*DATASET EXCERPT*
*****

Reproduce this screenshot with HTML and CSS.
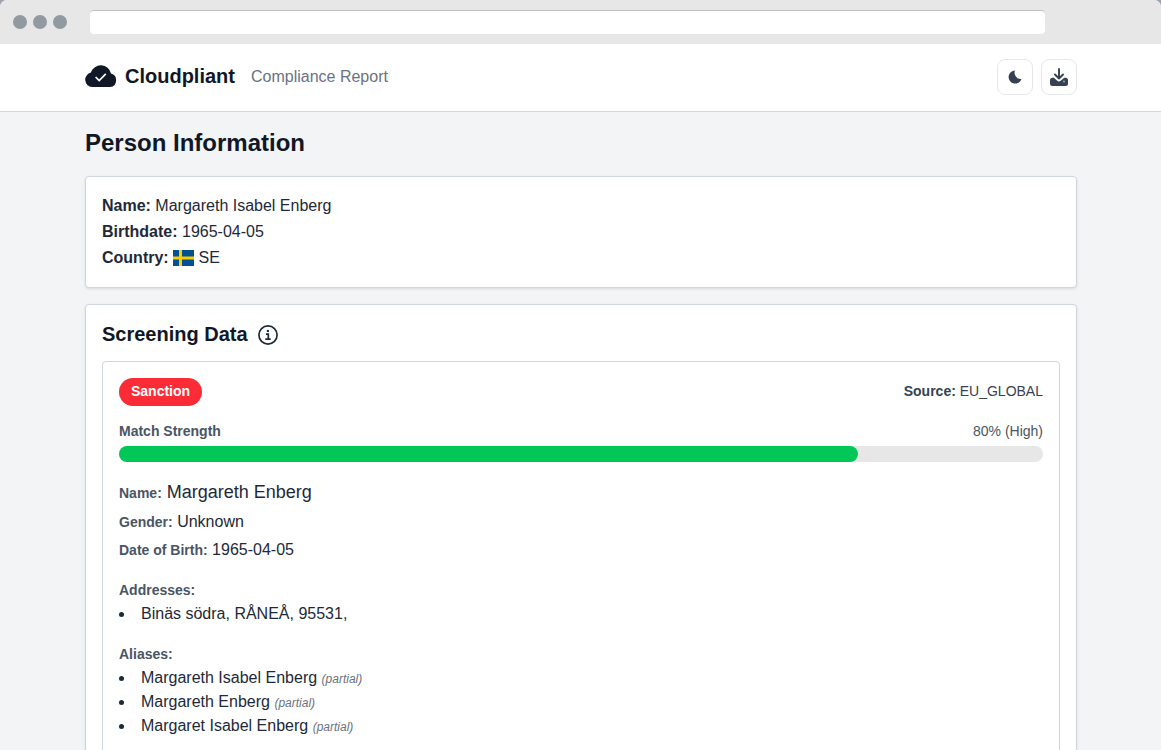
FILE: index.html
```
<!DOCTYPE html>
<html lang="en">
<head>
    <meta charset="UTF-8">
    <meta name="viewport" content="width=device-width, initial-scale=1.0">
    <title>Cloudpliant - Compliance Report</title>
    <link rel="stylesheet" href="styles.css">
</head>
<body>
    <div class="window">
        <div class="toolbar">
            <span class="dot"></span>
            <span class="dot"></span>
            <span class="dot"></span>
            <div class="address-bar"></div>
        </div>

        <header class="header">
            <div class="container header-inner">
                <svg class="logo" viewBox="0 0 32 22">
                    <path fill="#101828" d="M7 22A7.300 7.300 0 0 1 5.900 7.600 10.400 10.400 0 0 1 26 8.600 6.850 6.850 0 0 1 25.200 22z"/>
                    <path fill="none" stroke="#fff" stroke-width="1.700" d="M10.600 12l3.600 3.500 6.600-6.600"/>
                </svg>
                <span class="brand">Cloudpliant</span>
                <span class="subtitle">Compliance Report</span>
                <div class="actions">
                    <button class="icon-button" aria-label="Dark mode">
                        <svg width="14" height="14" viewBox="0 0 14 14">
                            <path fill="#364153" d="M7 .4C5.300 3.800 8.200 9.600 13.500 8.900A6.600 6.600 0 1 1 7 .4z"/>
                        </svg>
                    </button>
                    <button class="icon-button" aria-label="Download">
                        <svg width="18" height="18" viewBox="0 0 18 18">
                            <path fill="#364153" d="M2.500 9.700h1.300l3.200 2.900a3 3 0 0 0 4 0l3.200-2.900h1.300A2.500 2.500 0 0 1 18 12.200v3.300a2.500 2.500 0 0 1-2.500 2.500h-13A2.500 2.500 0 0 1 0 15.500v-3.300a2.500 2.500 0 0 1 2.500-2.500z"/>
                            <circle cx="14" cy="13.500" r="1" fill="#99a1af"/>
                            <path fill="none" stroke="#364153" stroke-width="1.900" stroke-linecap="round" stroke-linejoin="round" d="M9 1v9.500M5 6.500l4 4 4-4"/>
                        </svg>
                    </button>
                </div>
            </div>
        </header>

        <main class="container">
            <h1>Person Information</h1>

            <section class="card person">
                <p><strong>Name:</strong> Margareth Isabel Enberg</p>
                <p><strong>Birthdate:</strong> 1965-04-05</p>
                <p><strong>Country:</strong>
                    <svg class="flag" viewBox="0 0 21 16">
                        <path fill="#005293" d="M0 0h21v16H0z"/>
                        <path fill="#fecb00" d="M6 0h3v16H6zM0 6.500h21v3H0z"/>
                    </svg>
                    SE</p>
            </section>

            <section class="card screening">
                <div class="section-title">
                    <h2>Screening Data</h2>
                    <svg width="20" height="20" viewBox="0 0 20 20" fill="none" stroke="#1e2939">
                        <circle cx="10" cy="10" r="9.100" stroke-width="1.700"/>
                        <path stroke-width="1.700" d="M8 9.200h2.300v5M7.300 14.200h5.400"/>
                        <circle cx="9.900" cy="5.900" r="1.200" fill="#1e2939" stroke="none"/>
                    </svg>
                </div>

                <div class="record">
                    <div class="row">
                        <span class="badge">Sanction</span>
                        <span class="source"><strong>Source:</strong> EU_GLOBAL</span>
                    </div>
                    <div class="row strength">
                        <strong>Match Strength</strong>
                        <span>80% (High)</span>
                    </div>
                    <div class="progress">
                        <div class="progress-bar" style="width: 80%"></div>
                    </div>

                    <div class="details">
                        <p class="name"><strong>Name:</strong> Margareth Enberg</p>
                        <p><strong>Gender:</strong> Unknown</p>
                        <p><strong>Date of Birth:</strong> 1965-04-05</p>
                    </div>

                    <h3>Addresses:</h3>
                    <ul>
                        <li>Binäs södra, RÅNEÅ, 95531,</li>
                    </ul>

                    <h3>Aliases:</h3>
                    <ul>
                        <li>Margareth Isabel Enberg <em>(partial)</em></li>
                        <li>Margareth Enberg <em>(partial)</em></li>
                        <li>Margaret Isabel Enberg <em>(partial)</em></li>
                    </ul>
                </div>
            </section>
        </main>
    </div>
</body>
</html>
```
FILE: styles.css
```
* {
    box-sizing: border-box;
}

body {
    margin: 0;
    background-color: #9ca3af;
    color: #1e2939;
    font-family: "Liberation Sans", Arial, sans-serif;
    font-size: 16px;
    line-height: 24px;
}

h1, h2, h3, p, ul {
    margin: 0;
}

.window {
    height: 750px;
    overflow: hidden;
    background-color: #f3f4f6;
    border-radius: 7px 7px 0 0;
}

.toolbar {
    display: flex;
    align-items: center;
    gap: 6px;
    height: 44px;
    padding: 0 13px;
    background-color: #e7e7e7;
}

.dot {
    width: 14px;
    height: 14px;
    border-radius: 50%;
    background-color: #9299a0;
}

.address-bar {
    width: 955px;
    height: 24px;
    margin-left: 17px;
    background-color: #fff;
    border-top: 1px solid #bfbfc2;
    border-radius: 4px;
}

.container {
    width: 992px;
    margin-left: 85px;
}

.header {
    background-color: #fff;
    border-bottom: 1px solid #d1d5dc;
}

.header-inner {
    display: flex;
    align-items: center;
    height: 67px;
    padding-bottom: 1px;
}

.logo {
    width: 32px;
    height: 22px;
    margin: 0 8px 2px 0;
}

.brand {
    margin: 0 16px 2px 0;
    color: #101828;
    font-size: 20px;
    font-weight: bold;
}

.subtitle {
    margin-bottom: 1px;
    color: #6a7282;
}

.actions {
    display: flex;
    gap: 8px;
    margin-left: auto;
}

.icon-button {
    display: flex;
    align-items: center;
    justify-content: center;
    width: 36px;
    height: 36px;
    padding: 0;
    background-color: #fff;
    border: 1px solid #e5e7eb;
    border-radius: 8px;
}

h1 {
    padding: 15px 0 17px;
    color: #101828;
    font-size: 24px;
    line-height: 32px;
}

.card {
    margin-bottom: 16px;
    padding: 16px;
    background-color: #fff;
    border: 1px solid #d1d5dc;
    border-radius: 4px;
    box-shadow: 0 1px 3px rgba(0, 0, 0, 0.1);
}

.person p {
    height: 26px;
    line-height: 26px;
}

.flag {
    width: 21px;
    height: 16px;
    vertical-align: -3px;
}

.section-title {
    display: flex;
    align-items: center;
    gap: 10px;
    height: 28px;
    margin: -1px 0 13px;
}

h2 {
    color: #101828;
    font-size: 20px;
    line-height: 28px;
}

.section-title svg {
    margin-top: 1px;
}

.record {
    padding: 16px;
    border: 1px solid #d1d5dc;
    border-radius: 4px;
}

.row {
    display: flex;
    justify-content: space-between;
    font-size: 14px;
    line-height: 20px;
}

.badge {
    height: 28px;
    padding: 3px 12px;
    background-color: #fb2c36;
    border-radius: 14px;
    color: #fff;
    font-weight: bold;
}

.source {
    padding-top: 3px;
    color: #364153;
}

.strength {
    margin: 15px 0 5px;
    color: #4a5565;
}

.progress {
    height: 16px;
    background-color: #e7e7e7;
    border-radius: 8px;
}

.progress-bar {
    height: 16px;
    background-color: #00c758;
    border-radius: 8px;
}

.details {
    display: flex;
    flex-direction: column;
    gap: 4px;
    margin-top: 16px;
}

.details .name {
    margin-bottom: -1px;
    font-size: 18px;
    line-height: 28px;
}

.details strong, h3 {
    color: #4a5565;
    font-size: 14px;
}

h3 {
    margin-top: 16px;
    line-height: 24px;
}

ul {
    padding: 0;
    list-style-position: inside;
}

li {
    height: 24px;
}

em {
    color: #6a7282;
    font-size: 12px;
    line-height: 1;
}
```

*****

*DIRECTIVE*
Set the pictures aside and transcribe the data above exactly.

*IN RESPONSE*
Reproduce this screenshot with HTML and CSS.
FILE: index.html
```
<!DOCTYPE html>
<html lang="en">
<head>
    <meta charset="UTF-8">
    <meta name="viewport" content="width=device-width, initial-scale=1.0">
    <title>Cloudpliant - Compliance Report</title>
    <link rel="stylesheet" href="styles.css">
</head>
<body>
    <div class="window">
        <div class="toolbar">
            <span class="dot"></span>
            <span class="dot"></span>
            <span class="dot"></span>
            <div class="address-bar"></div>
        </div>

        <header class="header">
            <div class="container header-inner">
                <svg class="logo" viewBox="0 0 32 22">
                    <path fill="#101828" d="M7 22A7.300 7.300 0 0 1 5.900 7.600 10.400 10.400 0 0 1 26 8.600 6.850 6.850 0 0 1 25.200 22z"/>
                    <path fill="none" stroke="#fff" stroke-width="1.700" d="M10.600 12l3.600 3.500 6.600-6.600"/>
                </svg>
                <span class="brand">Cloudpliant</span>
                <span class="subtitle">Compliance Report</span>
                <div class="actions">
                    <button class="icon-button" aria-label="Dark mode">
                        <svg width="14" height="14" viewBox="0 0 14 14">
                            <path fill="#364153" d="M7 .4C5.300 3.800 8.200 9.600 13.500 8.900A6.600 6.600 0 1 1 7 .4z"/>
                        </svg>
                    </button>
                    <button class="icon-button" aria-label="Download">
                        <svg width="18" height="18" viewBox="0 0 18 18">
                            <path fill="#364153" d="M2.500 9.700h1.300l3.200 2.900a3 3 0 0 0 4 0l3.200-2.900h1.300A2.500 2.500 0 0 1 18 12.200v3.300a2.500 2.500 0 0 1-2.500 2.500h-13A2.500 2.500 0 0 1 0 15.500v-3.300a2.500 2.500 0 0 1 2.500-2.500z"/>
                            <circle cx="14" cy="13.500" r="1" fill="#99a1af"/>
                            <path fill="none" stroke="#364153" stroke-width="1.900" stroke-linecap="round" stroke-linejoin="round" d="M9 1v9.500M5 6.500l4 4 4-4"/>
                        </svg>
                    </button>
                </div>
            </div>
        </header>

        <main class="container">
            <h1>Person Information</h1>

            <section class="card person">
                <p><strong>Name:</strong> Margareth Isabel Enberg</p>
                <p><strong>Birthdate:</strong> 1965-04-05</p>
                <p><strong>Country:</strong>
                    <svg class="flag" viewBox="0 0 21 16">
                        <path fill="#005293" d="M0 0h21v16H0z"/>
                        <path fill="#fecb00" d="M6 0h3v16H6zM0 6.500h21v3H0z"/>
                    </svg>
                    SE</p>
            </section>

            <section class="card screening">
                <div class="section-title">
                    <h2>Screening Data</h2>
                    <svg width="20" height="20" viewBox="0 0 20 20" fill="none" stroke="#1e2939">
                        <circle cx="10" cy="10" r="9.100" stroke-width="1.700"/>
                        <path stroke-width="1.700" d="M8 9.200h2.300v5M7.300 14.200h5.400"/>
                        <circle cx="9.900" cy="5.900" r="1.200" fill="#1e2939" stroke="none"/>
                    </svg>
                </div>

                <div class="record">
                    <div class="row">
                        <span class="badge">Sanction</span>
                        <span class="source"><strong>Source:</strong> EU_GLOBAL</span>
                    </div>
                    <div class="row strength">
                        <strong>Match Strength</strong>
                        <span>80% (High)</span>
                    </div>
                    <div class="progress">
                        <div class="progress-bar" style="width: 80%"></div>
                    </div>

                    <div class="details">
                        <p class="name"><strong>Name:</strong> Margareth Enberg</p>
                        <p><strong>Gender:</strong> Unknown</p>
                        <p><strong>Date of Birth:</strong> 1965-04-05</p>
                    </div>

                    <h3>Addresses:</h3>
                    <ul>
                        <li>Binäs södra, RÅNEÅ, 95531,</li>
                    </ul>

                    <h3>Aliases:</h3>
                    <ul>
                        <li>Margareth Isabel Enberg <em>(partial)</em></li>
                        <li>Margareth Enberg <em>(partial)</em></li>
                        <li>Margaret Isabel Enberg <em>(partial)</em></li>
                    </ul>
                </div>
            </section>
        </main>
    </div>
</body>
</html>
```
FILE: styles.css
```
* {
    box-sizing: border-box;
}

body {
    margin: 0;
    background-color: #9ca3af;
    color: #1e2939;
    font-family: "Liberation Sans", Arial, sans-serif;
    font-size: 16px;
    line-height: 24px;
}

h1, h2, h3, p, ul {
    margin: 0;
}

.window {
    height: 750px;
    overflow: hidden;
    background-color: #f3f4f6;
    border-radius: 7px 7px 0 0;
}

.toolbar {
    display: flex;
    align-items: center;
    gap: 6px;
    height: 44px;
    padding: 0 13px;
    background-color: #e7e7e7;
}

.dot {
    width: 14px;
    height: 14px;
    border-radius: 50%;
    background-color: #9299a0;
}

.address-bar {
    width: 955px;
    height: 24px;
    margin-left: 17px;
    background-color: #fff;
    border-top: 1px solid #bfbfc2;
    border-radius: 4px;
}

.container {
    width: 992px;
    margin-left: 85px;
}

.header {
    background-color: #fff;
    border-bottom: 1px solid #d1d5dc;
}

.header-inner {
    display: flex;
    align-items: center;
    height: 67px;
    padding-bottom: 1px;
}

.logo {
    width: 32px;
    height: 22px;
    margin: 0 8px 2px 0;
}

.brand {
    margin: 0 16px 2px 0;
    color: #101828;
    font-size: 20px;
    font-weight: bold;
}

.subtitle {
    margin-bottom: 1px;
    color: #6a7282;
}

.actions {
    display: flex;
    gap: 8px;
    margin-left: auto;
}

.icon-button {
    display: flex;
    align-items: center;
    justify-content: center;
    width: 36px;
    height: 36px;
    padding: 0;
    background-color: #fff;
    border: 1px solid #e5e7eb;
    border-radius: 8px;
}

h1 {
    padding: 15px 0 17px;
    color: #101828;
    font-size: 24px;
    line-height: 32px;
}

.card {
    margin-bottom: 16px;
    padding: 16px;
    background-color: #fff;
    border: 1px solid #d1d5dc;
    border-radius: 4px;
    box-shadow: 0 1px 3px rgba(0, 0, 0, 0.1);
}

.person p {
    height: 26px;
    line-height: 26px;
}

.flag {
    width: 21px;
    height: 16px;
    vertical-align: -3px;
}

.section-title {
    display: flex;
    align-items: center;
    gap: 10px;
    height: 28px;
    margin: -1px 0 13px;
}

h2 {
    color: #101828;
    font-size: 20px;
    line-height: 28px;
}

.section-title svg {
    margin-top: 1px;
}

.record {
    padding: 16px;
    border: 1px solid #d1d5dc;
    border-radius: 4px;
}

.row {
    display: flex;
    justify-content: space-between;
    font-size: 14px;
    line-height: 20px;
}

.badge {
    height: 28px;
    padding: 3px 12px;
    background-color: #fb2c36;
    border-radius: 14px;
    color: #fff;
    font-weight: bold;
}

.source {
    padding-top: 3px;
    color: #364153;
}

.strength {
    margin: 15px 0 5px;
    color: #4a5565;
}

.progress {
    height: 16px;
    background-color: #e7e7e7;
    border-radius: 8px;
}

.progress-bar {
    height: 16px;
    background-color: #00c758;
    border-radius: 8px;
}

.details {
    display: flex;
    flex-direction: column;
    gap: 4px;
    margin-top: 16px;
}

.details .name {
    margin-bottom: -1px;
    font-size: 18px;
    line-height: 28px;
}

.details strong, h3 {
    color: #4a5565;
    font-size: 14px;
}

h3 {
    margin-top: 16px;
    line-height: 24px;
}

ul {
    padding: 0;
    list-style-position: inside;
}

li {
    height: 24px;
}

em {
    color: #6a7282;
    font-size: 12px;
    line-height: 1;
}
```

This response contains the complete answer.